There are three methods I know of to manage this:

1) Just commit whatever version of a subproject you want as a subtree
of your current project, and if you want to replace/delete/upgrade it,
just do that.  (You rarely want to track the actual *history* of the
third party tool, just the history of versions *you* used, which is
easy to do.)

2) Use git-submodule to link repositories together.  (Arguably, one
major reason 'repo' was written is that git-submodule is too
complicated, though.)

3) Try my git-subtree tool, which basically makes it easier to
split/join repositories (similar to #1) without losing the history
(similar to #2).

>> This
>> lousy performance isn't the case in git (except in Windows).  Are you
>> using Windows, by chance?
>
> yes. I did not yet noticed any performance problems with Git on windows, except
> a sync/download time (for android, mostly)

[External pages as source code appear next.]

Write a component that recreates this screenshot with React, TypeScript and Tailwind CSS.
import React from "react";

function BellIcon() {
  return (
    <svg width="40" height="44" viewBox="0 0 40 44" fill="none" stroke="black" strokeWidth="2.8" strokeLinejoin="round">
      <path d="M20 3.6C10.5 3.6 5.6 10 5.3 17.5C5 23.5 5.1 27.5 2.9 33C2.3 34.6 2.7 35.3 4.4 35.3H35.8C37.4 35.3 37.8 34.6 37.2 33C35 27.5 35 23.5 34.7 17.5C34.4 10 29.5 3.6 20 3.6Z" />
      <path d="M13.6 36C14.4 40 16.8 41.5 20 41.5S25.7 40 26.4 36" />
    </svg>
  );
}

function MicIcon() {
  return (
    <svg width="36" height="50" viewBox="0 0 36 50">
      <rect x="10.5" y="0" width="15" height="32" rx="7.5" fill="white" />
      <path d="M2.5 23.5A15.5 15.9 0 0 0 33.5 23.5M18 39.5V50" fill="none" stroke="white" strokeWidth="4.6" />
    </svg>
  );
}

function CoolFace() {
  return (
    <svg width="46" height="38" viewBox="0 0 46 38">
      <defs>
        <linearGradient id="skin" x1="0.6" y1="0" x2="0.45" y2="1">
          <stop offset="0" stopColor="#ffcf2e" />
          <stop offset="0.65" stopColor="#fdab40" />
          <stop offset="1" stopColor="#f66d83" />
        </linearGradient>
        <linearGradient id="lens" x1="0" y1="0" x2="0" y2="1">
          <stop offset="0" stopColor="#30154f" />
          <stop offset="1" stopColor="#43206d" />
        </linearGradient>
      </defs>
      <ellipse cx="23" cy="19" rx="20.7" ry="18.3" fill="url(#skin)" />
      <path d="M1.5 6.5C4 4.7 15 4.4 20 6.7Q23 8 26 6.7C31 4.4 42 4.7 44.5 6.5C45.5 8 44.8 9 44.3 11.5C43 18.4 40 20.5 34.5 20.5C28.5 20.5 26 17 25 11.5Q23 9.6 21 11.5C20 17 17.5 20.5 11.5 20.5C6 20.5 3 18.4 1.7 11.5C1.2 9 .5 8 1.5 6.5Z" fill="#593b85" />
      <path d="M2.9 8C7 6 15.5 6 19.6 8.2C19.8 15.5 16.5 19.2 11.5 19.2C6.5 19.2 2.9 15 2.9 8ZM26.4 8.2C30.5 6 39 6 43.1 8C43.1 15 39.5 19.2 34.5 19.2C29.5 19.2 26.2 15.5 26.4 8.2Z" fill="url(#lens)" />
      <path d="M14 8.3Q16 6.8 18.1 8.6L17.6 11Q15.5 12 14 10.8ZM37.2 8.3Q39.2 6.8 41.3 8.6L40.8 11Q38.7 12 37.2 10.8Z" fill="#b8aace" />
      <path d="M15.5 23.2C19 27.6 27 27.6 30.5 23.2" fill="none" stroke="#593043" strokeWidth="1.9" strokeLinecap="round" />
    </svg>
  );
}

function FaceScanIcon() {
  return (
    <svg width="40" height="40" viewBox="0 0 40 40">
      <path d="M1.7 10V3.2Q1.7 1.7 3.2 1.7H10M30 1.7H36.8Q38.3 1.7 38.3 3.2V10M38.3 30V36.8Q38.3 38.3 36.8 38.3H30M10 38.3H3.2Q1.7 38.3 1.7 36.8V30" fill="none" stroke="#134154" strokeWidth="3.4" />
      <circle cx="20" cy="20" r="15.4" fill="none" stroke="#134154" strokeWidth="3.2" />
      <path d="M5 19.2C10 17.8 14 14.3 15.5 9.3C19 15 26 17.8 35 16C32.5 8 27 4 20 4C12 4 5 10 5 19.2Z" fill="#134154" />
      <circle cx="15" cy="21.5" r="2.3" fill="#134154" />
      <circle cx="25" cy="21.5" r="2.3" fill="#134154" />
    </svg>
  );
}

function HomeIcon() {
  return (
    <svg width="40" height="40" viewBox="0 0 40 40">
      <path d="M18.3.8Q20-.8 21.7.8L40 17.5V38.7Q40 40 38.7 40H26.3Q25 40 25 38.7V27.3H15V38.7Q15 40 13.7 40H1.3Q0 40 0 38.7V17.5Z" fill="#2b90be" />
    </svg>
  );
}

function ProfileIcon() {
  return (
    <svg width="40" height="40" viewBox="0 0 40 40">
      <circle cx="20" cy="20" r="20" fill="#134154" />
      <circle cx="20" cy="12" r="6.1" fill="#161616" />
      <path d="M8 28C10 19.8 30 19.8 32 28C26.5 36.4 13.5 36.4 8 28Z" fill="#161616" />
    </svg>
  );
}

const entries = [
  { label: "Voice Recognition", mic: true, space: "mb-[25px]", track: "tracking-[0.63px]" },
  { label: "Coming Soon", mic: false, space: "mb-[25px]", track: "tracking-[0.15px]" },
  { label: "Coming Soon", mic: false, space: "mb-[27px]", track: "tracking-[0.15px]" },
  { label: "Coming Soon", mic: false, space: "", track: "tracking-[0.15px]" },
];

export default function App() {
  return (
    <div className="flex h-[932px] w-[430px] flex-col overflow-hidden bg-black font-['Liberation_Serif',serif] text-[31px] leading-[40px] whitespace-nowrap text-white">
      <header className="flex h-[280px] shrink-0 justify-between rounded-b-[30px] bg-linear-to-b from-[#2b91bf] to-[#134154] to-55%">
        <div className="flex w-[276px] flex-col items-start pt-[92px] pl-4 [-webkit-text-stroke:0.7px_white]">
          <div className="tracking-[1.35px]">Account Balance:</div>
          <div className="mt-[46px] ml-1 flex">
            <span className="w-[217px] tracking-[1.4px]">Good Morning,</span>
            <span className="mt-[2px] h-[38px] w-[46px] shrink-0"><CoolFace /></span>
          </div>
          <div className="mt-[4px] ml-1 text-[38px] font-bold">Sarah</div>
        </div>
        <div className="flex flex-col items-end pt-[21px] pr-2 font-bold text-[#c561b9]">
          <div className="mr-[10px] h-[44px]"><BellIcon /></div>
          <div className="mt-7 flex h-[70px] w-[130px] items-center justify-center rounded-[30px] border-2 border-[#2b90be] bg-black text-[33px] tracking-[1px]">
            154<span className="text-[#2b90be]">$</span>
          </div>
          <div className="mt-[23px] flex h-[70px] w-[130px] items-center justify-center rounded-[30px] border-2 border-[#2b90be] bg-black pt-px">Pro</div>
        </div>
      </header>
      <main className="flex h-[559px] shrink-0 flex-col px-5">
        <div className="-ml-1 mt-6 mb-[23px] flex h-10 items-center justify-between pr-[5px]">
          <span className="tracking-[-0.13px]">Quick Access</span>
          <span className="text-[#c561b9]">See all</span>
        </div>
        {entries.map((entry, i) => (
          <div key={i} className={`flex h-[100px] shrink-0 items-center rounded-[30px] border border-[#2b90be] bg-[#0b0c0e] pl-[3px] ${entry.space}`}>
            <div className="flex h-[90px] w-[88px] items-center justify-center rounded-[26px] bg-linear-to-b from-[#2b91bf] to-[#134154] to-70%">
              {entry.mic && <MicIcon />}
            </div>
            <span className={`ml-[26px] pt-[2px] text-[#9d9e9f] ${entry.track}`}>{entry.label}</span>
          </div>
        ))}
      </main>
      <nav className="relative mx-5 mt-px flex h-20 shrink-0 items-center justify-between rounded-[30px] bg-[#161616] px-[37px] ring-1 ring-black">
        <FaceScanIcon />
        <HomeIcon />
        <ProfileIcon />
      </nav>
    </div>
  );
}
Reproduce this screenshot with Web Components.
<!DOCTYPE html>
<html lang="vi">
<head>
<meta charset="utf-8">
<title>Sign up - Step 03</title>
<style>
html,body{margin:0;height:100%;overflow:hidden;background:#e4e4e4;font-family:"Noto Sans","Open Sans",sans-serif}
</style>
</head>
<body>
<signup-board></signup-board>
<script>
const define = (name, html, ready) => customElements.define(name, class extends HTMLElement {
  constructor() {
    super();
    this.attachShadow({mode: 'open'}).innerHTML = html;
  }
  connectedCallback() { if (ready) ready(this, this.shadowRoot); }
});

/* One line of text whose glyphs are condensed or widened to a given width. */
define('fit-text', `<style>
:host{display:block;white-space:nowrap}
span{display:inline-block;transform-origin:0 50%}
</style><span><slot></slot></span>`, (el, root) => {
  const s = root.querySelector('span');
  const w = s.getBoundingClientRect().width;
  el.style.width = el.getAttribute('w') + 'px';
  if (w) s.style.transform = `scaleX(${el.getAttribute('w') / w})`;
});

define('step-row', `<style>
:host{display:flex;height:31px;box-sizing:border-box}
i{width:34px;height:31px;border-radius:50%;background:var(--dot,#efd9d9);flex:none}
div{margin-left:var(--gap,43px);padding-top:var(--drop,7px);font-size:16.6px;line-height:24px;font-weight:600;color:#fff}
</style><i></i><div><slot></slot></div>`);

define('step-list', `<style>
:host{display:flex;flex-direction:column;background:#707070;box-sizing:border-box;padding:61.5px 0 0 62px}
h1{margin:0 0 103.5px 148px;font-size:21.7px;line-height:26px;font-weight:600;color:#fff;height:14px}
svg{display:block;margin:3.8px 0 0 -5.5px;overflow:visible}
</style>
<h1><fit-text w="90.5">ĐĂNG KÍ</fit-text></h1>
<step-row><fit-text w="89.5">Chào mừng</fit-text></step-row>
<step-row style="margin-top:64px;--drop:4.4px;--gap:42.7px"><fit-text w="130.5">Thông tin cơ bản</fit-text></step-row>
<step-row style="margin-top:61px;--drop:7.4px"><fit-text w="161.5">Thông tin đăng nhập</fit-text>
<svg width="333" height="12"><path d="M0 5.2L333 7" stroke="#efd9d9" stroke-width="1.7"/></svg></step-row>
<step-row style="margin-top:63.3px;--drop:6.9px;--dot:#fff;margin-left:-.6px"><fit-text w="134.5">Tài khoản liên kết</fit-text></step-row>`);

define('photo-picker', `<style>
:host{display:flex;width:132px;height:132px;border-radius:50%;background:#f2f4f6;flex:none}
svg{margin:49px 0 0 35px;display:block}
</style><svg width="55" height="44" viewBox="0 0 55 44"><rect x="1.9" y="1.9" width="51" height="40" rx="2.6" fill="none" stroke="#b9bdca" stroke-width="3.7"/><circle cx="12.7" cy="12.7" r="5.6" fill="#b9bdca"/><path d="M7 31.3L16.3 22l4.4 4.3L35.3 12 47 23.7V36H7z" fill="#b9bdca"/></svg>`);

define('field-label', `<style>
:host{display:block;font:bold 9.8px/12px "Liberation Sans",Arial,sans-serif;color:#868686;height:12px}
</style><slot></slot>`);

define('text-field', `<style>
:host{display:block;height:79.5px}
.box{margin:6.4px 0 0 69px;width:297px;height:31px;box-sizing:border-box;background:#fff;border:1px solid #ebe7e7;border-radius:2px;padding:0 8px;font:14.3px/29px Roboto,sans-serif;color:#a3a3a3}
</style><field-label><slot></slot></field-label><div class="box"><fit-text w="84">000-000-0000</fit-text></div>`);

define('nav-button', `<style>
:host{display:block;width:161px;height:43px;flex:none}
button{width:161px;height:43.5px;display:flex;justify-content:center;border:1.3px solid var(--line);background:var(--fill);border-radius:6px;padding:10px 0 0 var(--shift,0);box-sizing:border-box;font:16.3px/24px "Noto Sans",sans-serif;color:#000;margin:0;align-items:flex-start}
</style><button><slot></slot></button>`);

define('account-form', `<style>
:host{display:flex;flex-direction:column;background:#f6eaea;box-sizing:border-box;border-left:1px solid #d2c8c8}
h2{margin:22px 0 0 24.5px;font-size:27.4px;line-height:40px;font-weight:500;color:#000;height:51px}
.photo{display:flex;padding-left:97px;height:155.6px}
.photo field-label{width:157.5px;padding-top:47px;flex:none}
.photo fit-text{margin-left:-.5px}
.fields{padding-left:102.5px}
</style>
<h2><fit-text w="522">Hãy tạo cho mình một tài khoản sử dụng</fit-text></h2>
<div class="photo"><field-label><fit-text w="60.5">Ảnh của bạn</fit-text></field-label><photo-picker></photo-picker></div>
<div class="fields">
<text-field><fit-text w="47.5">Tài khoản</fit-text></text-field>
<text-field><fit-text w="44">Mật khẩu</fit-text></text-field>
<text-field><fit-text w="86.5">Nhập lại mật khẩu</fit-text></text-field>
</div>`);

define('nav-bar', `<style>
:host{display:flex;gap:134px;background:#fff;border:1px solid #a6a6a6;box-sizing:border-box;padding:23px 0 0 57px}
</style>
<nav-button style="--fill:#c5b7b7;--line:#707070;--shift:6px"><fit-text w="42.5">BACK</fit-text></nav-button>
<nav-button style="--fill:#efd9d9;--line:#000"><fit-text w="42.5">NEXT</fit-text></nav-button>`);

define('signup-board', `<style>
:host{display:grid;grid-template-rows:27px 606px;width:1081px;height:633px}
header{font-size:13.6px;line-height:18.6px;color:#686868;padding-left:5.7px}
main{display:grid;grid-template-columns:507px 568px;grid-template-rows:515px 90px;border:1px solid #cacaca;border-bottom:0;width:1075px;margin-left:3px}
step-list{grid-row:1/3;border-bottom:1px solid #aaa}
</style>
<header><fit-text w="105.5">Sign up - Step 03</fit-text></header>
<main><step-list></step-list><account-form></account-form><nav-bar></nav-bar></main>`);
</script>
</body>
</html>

Basically, performance is linear with the number of files in your
repo.  If you can check out just a "slice" of your repo (say 10% of
the whole), you'll have faster performance (eg. 10x) from any VCS.

git on Linux is so fast that this isn't very necessary most of the
time.  But git on Windows isn't really any faster than other VCSes on
Windows, so the time-per-file is much greater, and thus the penalty
for huge repositories is much worse.  Doing things like switching
branches, which is near-instantaneous on Linux even with tens of
thousands of files, really crawls on Windows.

So I can see an argument that Windows users would want arbitrary
"slices" much more often than Linux+git users, but I think this is
largely due to performance, not because people really *want* to be
stuck with a restricted view of the repo.